[REQUEST] Locate the lines of the listing below that hold "page", then copy each of them.

--- start of GIVEN DATA ---

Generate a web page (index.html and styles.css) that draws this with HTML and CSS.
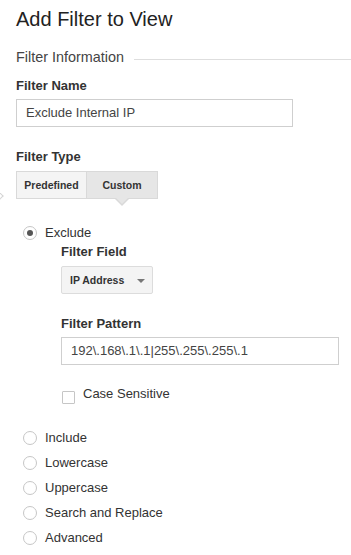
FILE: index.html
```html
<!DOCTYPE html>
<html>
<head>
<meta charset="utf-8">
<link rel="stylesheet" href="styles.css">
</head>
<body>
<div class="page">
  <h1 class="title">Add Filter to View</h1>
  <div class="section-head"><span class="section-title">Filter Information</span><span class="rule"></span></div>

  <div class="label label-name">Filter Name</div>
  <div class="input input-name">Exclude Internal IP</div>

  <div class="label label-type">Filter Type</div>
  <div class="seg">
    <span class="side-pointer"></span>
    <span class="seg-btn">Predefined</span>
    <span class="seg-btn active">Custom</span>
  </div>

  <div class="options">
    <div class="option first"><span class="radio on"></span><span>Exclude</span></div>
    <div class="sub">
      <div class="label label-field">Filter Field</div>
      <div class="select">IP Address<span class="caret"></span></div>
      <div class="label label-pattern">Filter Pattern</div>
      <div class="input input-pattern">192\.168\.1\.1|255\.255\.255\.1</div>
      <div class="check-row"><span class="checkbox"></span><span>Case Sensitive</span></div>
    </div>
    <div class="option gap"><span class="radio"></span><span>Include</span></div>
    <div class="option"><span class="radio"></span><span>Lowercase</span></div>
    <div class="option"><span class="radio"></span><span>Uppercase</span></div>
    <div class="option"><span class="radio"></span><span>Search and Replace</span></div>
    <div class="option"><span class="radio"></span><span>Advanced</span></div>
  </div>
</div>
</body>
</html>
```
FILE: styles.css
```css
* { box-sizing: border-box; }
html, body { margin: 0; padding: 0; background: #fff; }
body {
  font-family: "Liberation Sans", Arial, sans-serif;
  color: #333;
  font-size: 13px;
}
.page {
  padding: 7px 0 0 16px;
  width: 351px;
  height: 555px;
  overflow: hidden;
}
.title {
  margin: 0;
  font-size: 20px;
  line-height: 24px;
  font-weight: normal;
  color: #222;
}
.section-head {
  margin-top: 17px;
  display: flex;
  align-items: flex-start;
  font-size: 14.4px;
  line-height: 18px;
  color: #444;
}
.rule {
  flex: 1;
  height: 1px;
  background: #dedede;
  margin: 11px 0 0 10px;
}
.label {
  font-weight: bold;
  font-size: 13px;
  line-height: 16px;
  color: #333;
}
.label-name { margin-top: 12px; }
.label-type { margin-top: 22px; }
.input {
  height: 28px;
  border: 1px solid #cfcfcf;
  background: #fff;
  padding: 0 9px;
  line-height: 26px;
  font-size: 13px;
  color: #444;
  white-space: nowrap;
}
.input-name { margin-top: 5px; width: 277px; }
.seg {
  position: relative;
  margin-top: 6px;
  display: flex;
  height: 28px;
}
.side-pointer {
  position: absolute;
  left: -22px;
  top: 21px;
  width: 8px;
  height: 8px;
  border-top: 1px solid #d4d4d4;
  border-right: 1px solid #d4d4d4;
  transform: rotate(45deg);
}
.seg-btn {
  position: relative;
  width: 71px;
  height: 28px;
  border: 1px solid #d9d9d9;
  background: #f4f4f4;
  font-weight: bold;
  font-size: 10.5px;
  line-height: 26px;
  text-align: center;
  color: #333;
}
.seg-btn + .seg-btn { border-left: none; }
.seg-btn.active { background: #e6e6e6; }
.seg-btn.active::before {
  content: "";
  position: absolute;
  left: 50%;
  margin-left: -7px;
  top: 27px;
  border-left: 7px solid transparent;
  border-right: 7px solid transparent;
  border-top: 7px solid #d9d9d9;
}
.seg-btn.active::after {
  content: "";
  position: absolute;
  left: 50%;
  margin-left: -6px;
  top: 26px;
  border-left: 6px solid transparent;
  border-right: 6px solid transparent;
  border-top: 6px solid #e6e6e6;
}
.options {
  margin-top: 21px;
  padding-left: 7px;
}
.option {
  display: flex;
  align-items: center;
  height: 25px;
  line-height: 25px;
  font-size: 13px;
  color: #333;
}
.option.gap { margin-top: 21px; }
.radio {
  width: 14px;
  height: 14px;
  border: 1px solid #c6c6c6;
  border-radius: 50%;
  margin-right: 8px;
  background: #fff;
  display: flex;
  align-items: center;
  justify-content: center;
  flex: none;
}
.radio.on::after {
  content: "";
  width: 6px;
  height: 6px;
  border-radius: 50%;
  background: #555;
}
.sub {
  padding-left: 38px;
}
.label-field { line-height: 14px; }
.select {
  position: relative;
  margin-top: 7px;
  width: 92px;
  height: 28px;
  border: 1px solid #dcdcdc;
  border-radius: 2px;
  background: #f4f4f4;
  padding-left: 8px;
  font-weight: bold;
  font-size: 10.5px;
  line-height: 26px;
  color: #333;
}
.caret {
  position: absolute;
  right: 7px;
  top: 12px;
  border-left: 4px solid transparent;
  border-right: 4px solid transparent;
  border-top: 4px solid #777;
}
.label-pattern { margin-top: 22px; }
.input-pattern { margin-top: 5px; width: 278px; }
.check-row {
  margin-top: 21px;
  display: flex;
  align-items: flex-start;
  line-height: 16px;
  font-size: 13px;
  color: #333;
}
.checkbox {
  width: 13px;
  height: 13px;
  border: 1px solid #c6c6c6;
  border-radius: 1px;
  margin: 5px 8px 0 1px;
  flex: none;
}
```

--- end of GIVEN DATA ---

[COMPLETE ANSWER]
Generate a web page (index.html and styles.css) that draws this with HTML and CSS.
<div class="page">
.page {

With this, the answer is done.